Moving offsite can reduce opt-in conversion rates. That impact is measurable and immediate.

The risk, then, is shifting strategy to mitigate a potential issue that has not yet demonstrated measurable impact — while accepting a known reduction in subscriber capture.

For many brands, that tradeoff may not make sense today.

Is There A Way To Increase Your Chances of Known Sender Status?

Yes.

Postscript’s Onsite Opt-in Engage (OOI Engage) prompts the customer to message first, which can help establish “Known Sender” status. Learn more here

For brands with very low risk tolerance, this can provide additional reassurance.

However, for most merchants, performance data does not currently indicate a need to change default opt-in strategy, as the tradeoffs cost more than the risk itself. 

How Should Brands Evaluate Claims?

You may hear statements such as:

  • “A majority of users have this turned on.”

  • “This is already affecting inbox placement.”

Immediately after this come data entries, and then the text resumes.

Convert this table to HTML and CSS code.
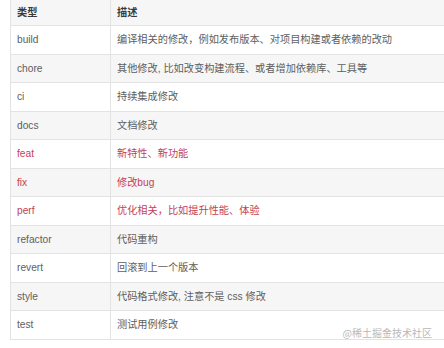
FILE: index.html
```html
<!DOCTYPE html>
<html lang="zh">
<head>
<meta charset="utf-8">
<link rel="stylesheet" href="styles.css">
</head>
<body>
<div class="wrap">
<table class="types">
  <thead>
    <tr><th class="c1">类型</th><th>描述</th></tr>
  </thead>
  <tbody>
    <tr><td>build</td><td>编译相关的修改，例如发布版本、对项目构建或者依赖的改动</td></tr>
    <tr><td>chore</td><td>其他修改, 比如改变构建流程、或者增加依赖库、工具等</td></tr>
    <tr><td>ci</td><td>持续集成修改</td></tr>
    <tr><td>docs</td><td>文档修改</td></tr>
    <tr class="red"><td>feat</td><td>新特性、新功能</td></tr>
    <tr class="red"><td>fix</td><td>修改bug</td></tr>
    <tr class="red"><td>perf</td><td>优化相关，比如提升性能、体验</td></tr>
    <tr><td>refactor</td><td>代码重构</td></tr>
    <tr><td>revert</td><td>回滚到上一个版本</td></tr>
    <tr><td>style</td><td>代码格式修改, 注意不是 css 修改</td></tr>
    <tr><td>test</td><td>测试用例修改</td></tr>
  </tbody>
</table>
<div class="mark">@稀土掘金技术社区</div>
</div>
</body>
</html>
```
FILE: styles.css
```css
html, body {
  margin: 0;
  padding: 0;
  background: #fff;
  overflow: hidden;
}
.wrap {
  position: relative;
  width: 444px;
  height: 348px;
  overflow: hidden;
}
.types {
  border-collapse: collapse;
  margin: -1px 0 0 10px;
  width: 460px;
  font-family: "Liberation Sans", "Noto Sans CJK SC", sans-serif;
  font-size: 10.2px;
  color: #5e5e5e;
  table-layout: fixed;
}
.types th, .types td {
  border: 1px solid #e3e3e3;
  padding: 0 6px;
  text-align: left;
  white-space: nowrap;
  line-height: 27.5px;
}
.types th {
  font-weight: bold;
  color: #3a3a3a;
  line-height: 25px;
  background: #f6f6f6;
}
.types .c1 { width: 87px; }
.types tbody tr:nth-child(even) td { background: #f6f6f6; }
.types tr.red td { color: #c43f52; }
.mark {
  position: absolute;
  right: 12px;
  top: 325px;
  font-family: "Noto Sans CJK SC", sans-serif;
  font-size: 10px;
  color: #b8b8b8;
}
```
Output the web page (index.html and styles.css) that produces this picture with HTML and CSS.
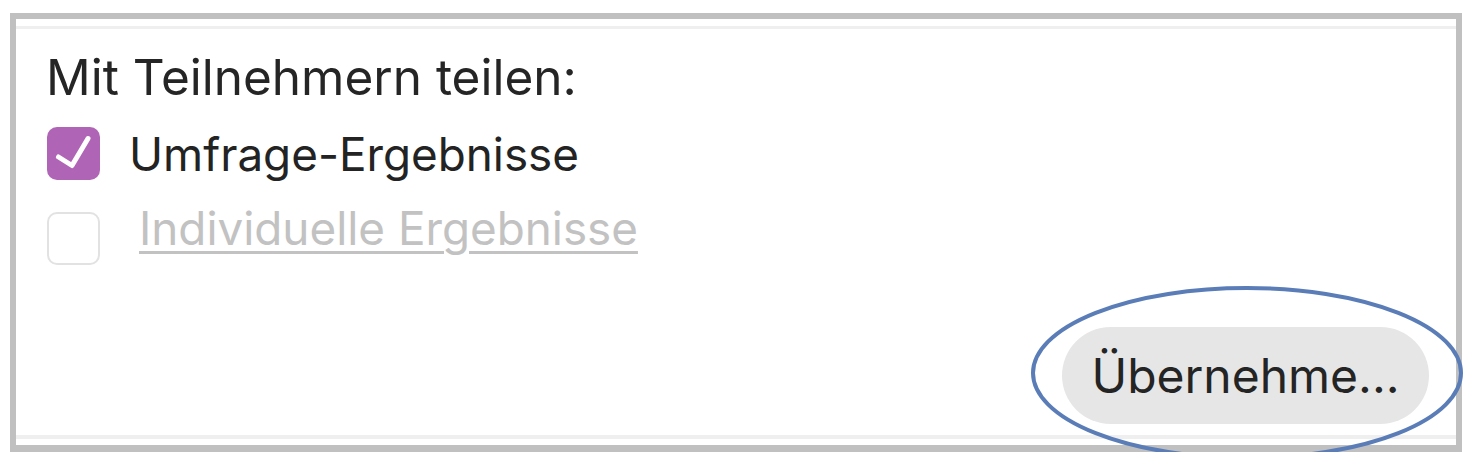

  • “You need to switch immediately.”

At this time:

  • There is no verified Apple adoption data confirming widespread usage

  • Aggregate performance data does not show broad engagement degradation

  • There is no observable CTR collapse across large datasets

It’s reasonable to ask for evidence tied to measurable performance before making structural changes.

A Balanced Recommendation

Rather than reacting immediately, many brands may consider:

  • Continuing to use Onsite Opt-in

  • Monitoring engagement metrics closely

  • Watching adoption trends

  • Keeping fallback solutions ready

If adoption increases or engagement data shifts, adjustments can be made quickly.

For now, the data supports continued focus on list growth and revenue performance.

Summary

iOS 26’s Screen Unknown Senders feature is worth watching, but current evidence suggests it is not an SMS crisis.

In situations like this, measured decisions tend to outperform reactive ones. Protecting subscriber growth while monitoring performance closely will offer the most balanced approach.

Growth and caution don’t have to be in conflict, but today’s data suggests dramatic changes are not yet warranted.